WUFT by Angela DiMichele, Photos by Chris Day
December 12, 2019
Tallahassee, Fla. — Barbara Petersen never felt her path in life was defined. She had to whittle the force she would become.
She had pursued the arts early on despite her father’s objections; she was too smart to be an artist, he argued. But her stubbornness prevailed. She didn’t want to grind away at a 9-to-5 job and left college with a mosaic of degrees: pottery, weaving, anthropology, Spanish.
She was a good potter, but at 37, Petersen pivoted. She announced she would take the LSAT and enroll in law school.
“What in the world is wrong with you?” asked her husband, the award-winning author and journalist Bob Shacochis. “Why the hell do you want to go to law school?”
Petersen knew exactly why, though she never had any intention of becoming a lawyer.

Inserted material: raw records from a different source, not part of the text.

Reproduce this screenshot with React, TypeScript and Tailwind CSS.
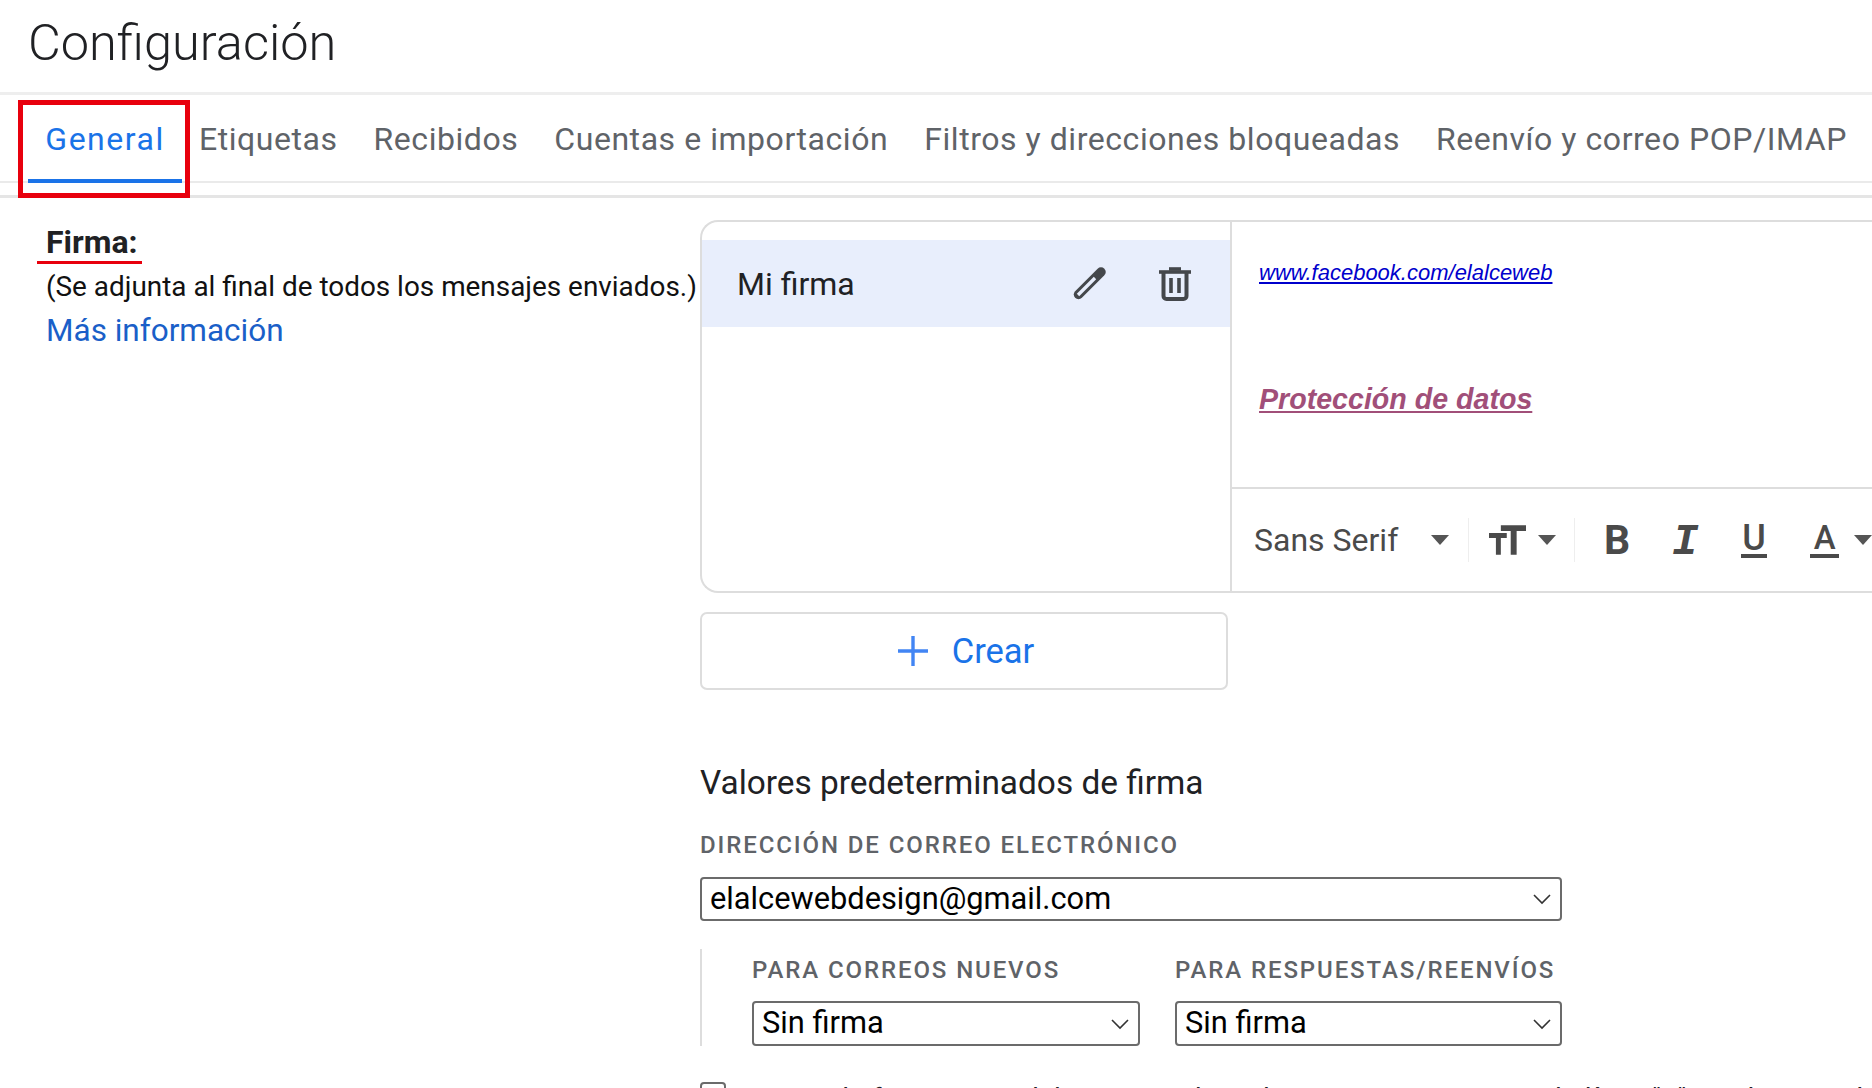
const tabs = ["Etiquetas", "Recibidos", "Cuentas e importación", "Filtros y direcciones bloqueadas", "Reenvío y correo POP/IMAP"];

function Caret() {
  return (
    <svg width="18" height="10" viewBox="0 0 18 10" className="shrink-0 fill-[#555]">
      <path d="M0 0h18L9 10z" />
    </svg>
  );
}

function Pencil() {
  return (
    <svg width="35" height="35" viewBox="0 0 35 35" className="fill-none">
      <path d="M6.5 28.5L29 6" strokeWidth="9.5" strokeLinecap="round" className="stroke-[#44474b]" />
      <path d="M6 29L23 12" strokeWidth="3.4" className="stroke-[#e8eefc]" />
    </svg>
  );
}

function Trash() {
  return (
    <svg width="32" height="35" viewBox="0 0 32 35" className="fill-none stroke-[#44474b]">
      <path d="M0 6h32" strokeWidth="3.6" />
      <path d="M10 3h12" strokeWidth="3.6" />
      <path d="M4.5 7v23a3 3 0 0 0 3 3h17a3 3 0 0 0 3-3V7" strokeWidth="4" />
      <path d="M12 12v15M20 12v15" strokeWidth="3.6" />
    </svg>
  );
}

function SelectBox({ value, className }: { value: string; className: string }) {
  return (
    <div className={`flex items-center justify-between rounded-[4px] border-2 border-[#6b6b6b] pl-[8px] pr-[2px] text-[30.8px] leading-none text-black ${className}`}>
      <span>{value}</span>
      <svg width="32" height="32" viewBox="0 0 24 24" className="fill-none stroke-[#333]" strokeWidth="1.2">
        <path d="M6 9l6 6 6-6" />
      </svg>
    </div>
  );
}

export default function App() {
  return (
    <div className="relative h-[1088px] w-full overflow-hidden bg-white font-['Roboto',sans-serif]">
      <header className="flex h-[95px] items-center border-b-[3px] border-[#eeeeee] pl-[28px] pb-[6px]">
        <h1 className="text-[50.5px] font-[350] leading-none text-[#202124]">Configuración</h1>
      </header>

      <nav className="flex h-[88px] border-b-2 border-[#eaeaea] pl-[28px] text-[32px] tracking-[0.55px] text-[#5f6368]">
        <div className="flex h-[88px] w-[154px] items-center justify-center border-b-4 border-[#1a73e8] pt-[4px] font-[450] tracking-[1.5px] text-[#1a73e8]">General</div>
        <div className="flex h-[86px] gap-[36px] pl-[17px] pt-[2px]">
          {tabs.map((t) => (
            <span key={t} className="flex items-center whitespace-nowrap">
              {t}
            </span>
          ))}
        </div>
      </nav>

      <div className="mt-[12px] border-t-[3px] border-[#e5e5e5]" />

      <main className="flex pt-[22px]">
        <div className="w-[700px] shrink-0 pl-[46px] pt-[4px]">
          <p className="text-[32px] font-bold leading-[36px] text-[#202124]">Firma:</p>
          <p className="mt-[10px] whitespace-nowrap text-[27.9px] leading-[34px] text-[#111]">(Se adjunta al final de todos los mensajes enviados.)</p>
          <a className="mt-[9px] block text-[31.5px] leading-[36px] text-[#1a5fc8]">Más información</a>
        </div>

        <div className="min-w-0 flex-1">
          <section className="flex h-[373px] rounded-l-[18px] border-2 border-r-0 border-[#dddddd]">
            <div className="w-[528px] shrink-0 pt-[18px]">
              <div className="flex h-[87px] items-center bg-[#e8eefc] pl-[35px] pr-[39px]">
                <span className="flex-1 text-[32px] text-[#202124]">Mi firma</span>
                <Pencil />
                <div className="ml-[52px]">
                  <Trash />
                </div>
              </div>
            </div>
            <div className="flex min-w-0 flex-1 flex-col border-l-2 border-[#dddddd]">
              <div className="h-[267px] border-b-2 border-[#dddddd] pl-[27px] font-['Liberation_Sans',sans-serif] italic">
                <a className="mt-[36px] block text-[22px] leading-[30px] text-[#0000cc] underline">www.facebook.com/elalceweb</a>
                <a className="mt-[93px] block text-[28.6px] font-bold leading-[36px] text-[#a14f79] underline">Protección de datos</a>
              </div>
              <div className="flex flex-1 items-center pl-[22px] text-[#4a4a4a]">
                <span className="w-[179px] text-[32px]">Sans Serif</span>
                <Caret />
                <div className="ml-[19px] h-[44px] w-px bg-[#eeeeee]" />
                <svg width="38" height="30" viewBox="0 0 38 30" className="ml-[20px] fill-[#4a4a4a]">
                  <path d="M12 0h26v6H28v24h-6V6H12zM0 8h18v5h-6v17H7V13H0z" />
                </svg>
                <div className="ml-[12px]">
                  <Caret />
                </div>
                <div className="ml-[18px] h-[44px] w-px bg-[#eeeeee]" />
                <span className="ml-[29px] w-[26px] text-[41px] font-bold leading-none">B</span>
                <span className="ml-[42px] w-[28px] pt-[3px] font-['Liberation_Mono',monospace] text-[44px] font-bold italic leading-none">I</span>
                <span className="ml-[41px] flex w-[27px] justify-center border-b-[4px] border-[#4a4a4a] text-[36px] font-medium leading-[32px]">U</span>
                <span className="ml-[43px] flex w-[29px] justify-center border-b-[4px] border-[#4a4a4a] text-[33px] font-medium leading-[32px]">A</span>
                <div className="ml-[15px]">
                  <Caret />
                </div>
              </div>
            </div>
          </section>

          <button className="mt-[19px] flex h-[78px] w-[528px] items-center justify-center gap-[24px] rounded-[7px] border-2 border-[#dddddd] pl-[4px] text-[34.5px] text-[#1a73e8]">
            <svg width="30" height="30" viewBox="0 0 30 30" className="fill-none stroke-[#4285f4]" strokeWidth="3.4">
              <path d="M15 0v30M0 15h30" />
            </svg>
            <span className="pt-[2px]">Crear</span>
          </button>

          <h2 className="mt-[73px] text-[33.4px] font-[450] leading-[40px] text-[#202124]">Valores predeterminados de firma</h2>
          <p className="mt-[28px] text-[24px] font-medium leading-[28px] tracking-[1.9px] text-[#5f6368]">DIRECCIÓN DE CORREO ELECTRÓNICO</p>
          <SelectBox value="elalcewebdesign@gmail.com" className="mt-[18px] h-[44px] w-[862px]" />

          <div className="mt-[28px] flex w-[862px] gap-[35px] border-l-2 border-[#dddddd] pl-[50px] pt-[7px]">
            <div className="w-[388px]">
              <p className="text-[24px] font-medium leading-[28px] tracking-[1.9px] text-[#5f6368]">PARA CORREOS NUEVOS</p>
              <SelectBox value="Sin firma" className="mt-[17px] h-[45px] w-full" />
            </div>
            <div className="flex-1">
              <p className="whitespace-nowrap text-[24px] font-medium leading-[28px] tracking-[1.9px] text-[#5f6368]">PARA RESPUESTAS/REENVÍOS</p>
              <SelectBox value="Sin firma" className="mt-[17px] h-[45px] w-full" />
            </div>
          </div>

          <label className="mt-[36px] flex items-start gap-[11px] whitespace-nowrap text-[28px] tracking-[0.2px] leading-[30px] text-[#202124]">
            <span className="h-[26px] w-[26px] shrink-0 rounded-[4px] border-2 border-[#6b6b6b]" />
            <span className="pt-[2px]">Insertar la firma antes del texto citado en las respuestas y quitar la línea "--" que la precede.</span>
          </label>
        </div>
      </main>

      {/* red annotations drawn over the screenshot */}
      <div className="absolute left-[18px] top-[100px] h-[98px] w-[172px] border-[5px] border-[#e8000d]" />
      <div className="absolute left-[37px] top-[261px] h-[3px] w-[105px] bg-[#e8000d]" />
    </div>
  );
}
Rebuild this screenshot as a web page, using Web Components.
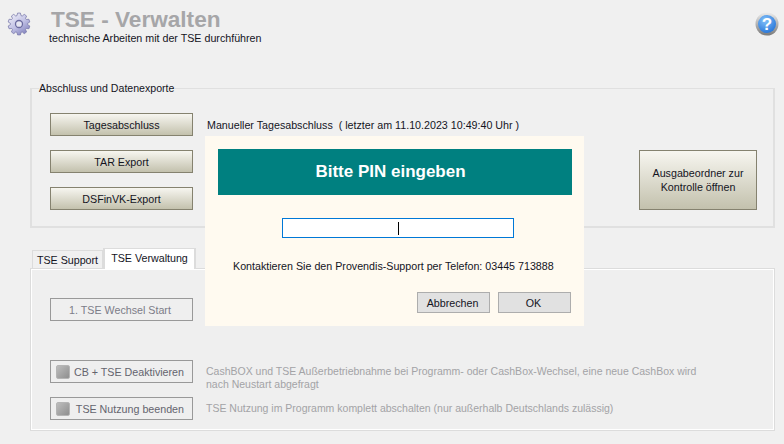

She wanted the kind of philosophical education law school provided. She wanted to be able to think like a legal expert; sieve through a document to find every truth and every lie and question each word and its meaning.
Three years later, she graduated from Florida State University, though the thought of taking the Bar exam led her into a frenzy of breaking dishes one morning. Shacochis bought a plane ticket to Argentina and didn’t return to the couple’s home until Petersen had sat for the exam.
She passed the Bar. And with the highest possible score. Still, Petersen has only set foot in a courtroom once. She was never interested in defending anyone before a judge or jury. She wanted to become a defender of the law itself.
And she did, rising to become one of the nation’s top protectors of open government and a staunch advocate of First Amendment rights in Florida.
“I have found such a passion, and it is such an important issue that I firmly believe in and it really did change my life,” she says.